- **WHAT YOU HAVE TO DO**
Report all lines holding "index".

- **DATA LINES**
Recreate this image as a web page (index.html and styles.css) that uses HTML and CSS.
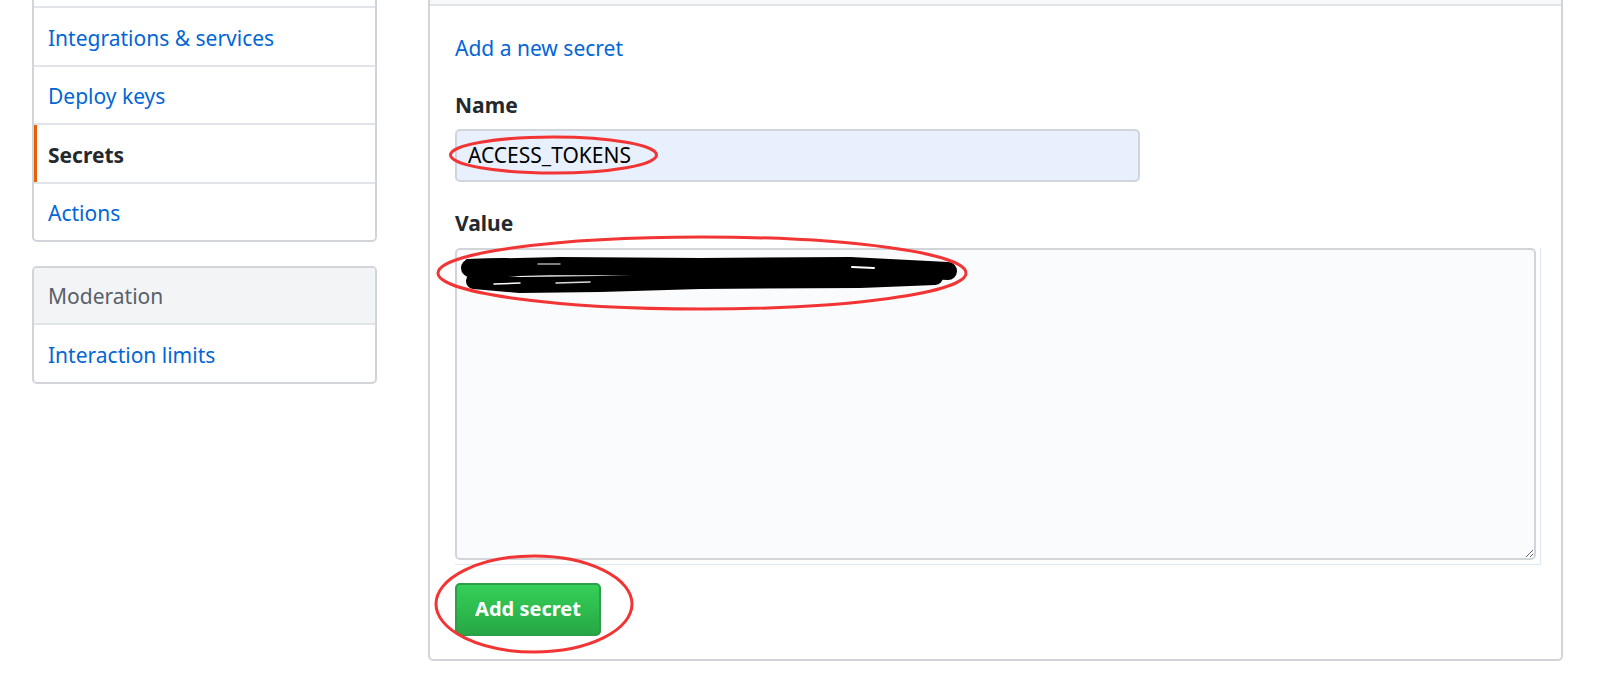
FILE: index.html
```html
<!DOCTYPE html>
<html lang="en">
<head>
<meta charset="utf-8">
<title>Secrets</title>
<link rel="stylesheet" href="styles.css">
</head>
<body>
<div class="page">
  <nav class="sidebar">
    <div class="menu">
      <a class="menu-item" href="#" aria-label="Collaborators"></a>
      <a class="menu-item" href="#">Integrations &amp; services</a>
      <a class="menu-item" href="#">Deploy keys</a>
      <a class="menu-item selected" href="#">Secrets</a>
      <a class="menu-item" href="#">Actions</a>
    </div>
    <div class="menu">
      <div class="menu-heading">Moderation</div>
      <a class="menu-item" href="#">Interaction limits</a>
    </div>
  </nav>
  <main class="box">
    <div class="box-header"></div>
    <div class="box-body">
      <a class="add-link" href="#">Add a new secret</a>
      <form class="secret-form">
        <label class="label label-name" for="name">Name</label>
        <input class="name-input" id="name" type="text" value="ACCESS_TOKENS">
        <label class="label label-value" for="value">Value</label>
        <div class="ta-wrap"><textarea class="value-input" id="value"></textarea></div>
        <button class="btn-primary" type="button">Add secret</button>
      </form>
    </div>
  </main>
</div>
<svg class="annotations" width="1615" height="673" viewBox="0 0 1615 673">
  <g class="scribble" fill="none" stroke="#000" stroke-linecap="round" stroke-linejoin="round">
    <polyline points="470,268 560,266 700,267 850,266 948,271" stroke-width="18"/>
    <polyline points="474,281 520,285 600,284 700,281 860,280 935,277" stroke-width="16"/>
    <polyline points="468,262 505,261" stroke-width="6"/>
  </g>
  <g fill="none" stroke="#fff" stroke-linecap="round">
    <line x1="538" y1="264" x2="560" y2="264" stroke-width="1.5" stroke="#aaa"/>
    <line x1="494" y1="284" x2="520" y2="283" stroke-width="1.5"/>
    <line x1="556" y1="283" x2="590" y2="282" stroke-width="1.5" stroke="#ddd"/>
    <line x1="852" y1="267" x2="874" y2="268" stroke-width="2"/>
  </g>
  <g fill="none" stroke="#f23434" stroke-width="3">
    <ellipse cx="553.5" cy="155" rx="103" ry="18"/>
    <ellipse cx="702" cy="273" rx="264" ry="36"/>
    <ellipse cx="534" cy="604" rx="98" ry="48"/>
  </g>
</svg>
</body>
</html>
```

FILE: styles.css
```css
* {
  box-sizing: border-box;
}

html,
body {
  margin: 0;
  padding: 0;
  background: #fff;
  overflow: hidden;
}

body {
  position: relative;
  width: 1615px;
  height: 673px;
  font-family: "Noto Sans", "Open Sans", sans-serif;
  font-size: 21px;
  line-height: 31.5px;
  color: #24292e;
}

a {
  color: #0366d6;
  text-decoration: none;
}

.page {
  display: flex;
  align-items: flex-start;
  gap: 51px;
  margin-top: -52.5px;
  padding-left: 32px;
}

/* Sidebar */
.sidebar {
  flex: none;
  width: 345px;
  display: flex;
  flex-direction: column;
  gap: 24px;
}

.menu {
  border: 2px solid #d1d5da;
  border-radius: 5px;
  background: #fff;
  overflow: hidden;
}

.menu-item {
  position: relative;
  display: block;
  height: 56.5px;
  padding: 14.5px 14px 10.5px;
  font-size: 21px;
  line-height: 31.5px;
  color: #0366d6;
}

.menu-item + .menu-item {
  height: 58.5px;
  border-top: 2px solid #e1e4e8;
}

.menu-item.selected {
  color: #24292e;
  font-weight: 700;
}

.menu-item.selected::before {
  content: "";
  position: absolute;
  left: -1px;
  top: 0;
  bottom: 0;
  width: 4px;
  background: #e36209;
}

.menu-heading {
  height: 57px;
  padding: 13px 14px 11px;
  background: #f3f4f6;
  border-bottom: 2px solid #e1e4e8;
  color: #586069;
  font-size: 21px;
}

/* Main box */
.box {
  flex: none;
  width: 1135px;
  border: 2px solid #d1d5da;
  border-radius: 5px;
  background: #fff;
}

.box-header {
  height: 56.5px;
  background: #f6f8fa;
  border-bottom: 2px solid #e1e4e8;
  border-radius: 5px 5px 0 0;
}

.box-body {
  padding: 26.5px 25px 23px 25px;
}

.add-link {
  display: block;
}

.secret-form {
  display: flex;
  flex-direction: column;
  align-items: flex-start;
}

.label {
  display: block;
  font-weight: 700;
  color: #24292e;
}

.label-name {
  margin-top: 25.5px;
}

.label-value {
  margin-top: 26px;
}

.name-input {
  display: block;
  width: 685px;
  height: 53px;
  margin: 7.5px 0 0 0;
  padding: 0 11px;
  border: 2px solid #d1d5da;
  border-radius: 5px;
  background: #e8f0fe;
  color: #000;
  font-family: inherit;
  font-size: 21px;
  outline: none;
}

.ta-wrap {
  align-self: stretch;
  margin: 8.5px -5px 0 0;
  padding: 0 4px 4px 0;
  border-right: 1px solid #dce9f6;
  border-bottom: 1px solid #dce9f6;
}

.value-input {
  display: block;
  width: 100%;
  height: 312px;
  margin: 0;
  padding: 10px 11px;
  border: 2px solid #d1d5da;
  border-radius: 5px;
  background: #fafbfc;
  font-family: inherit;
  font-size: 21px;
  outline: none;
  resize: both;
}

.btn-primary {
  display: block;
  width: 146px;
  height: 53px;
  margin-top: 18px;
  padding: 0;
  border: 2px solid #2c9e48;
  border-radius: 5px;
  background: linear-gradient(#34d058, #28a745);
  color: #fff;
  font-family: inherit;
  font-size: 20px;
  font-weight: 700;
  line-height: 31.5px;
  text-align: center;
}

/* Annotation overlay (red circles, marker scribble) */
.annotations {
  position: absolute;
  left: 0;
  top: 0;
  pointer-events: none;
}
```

- **SOLUTION FOR THIS TASK**
Recreate this image as a web page (index.html and styles.css) that uses HTML and CSS.
FILE: index.html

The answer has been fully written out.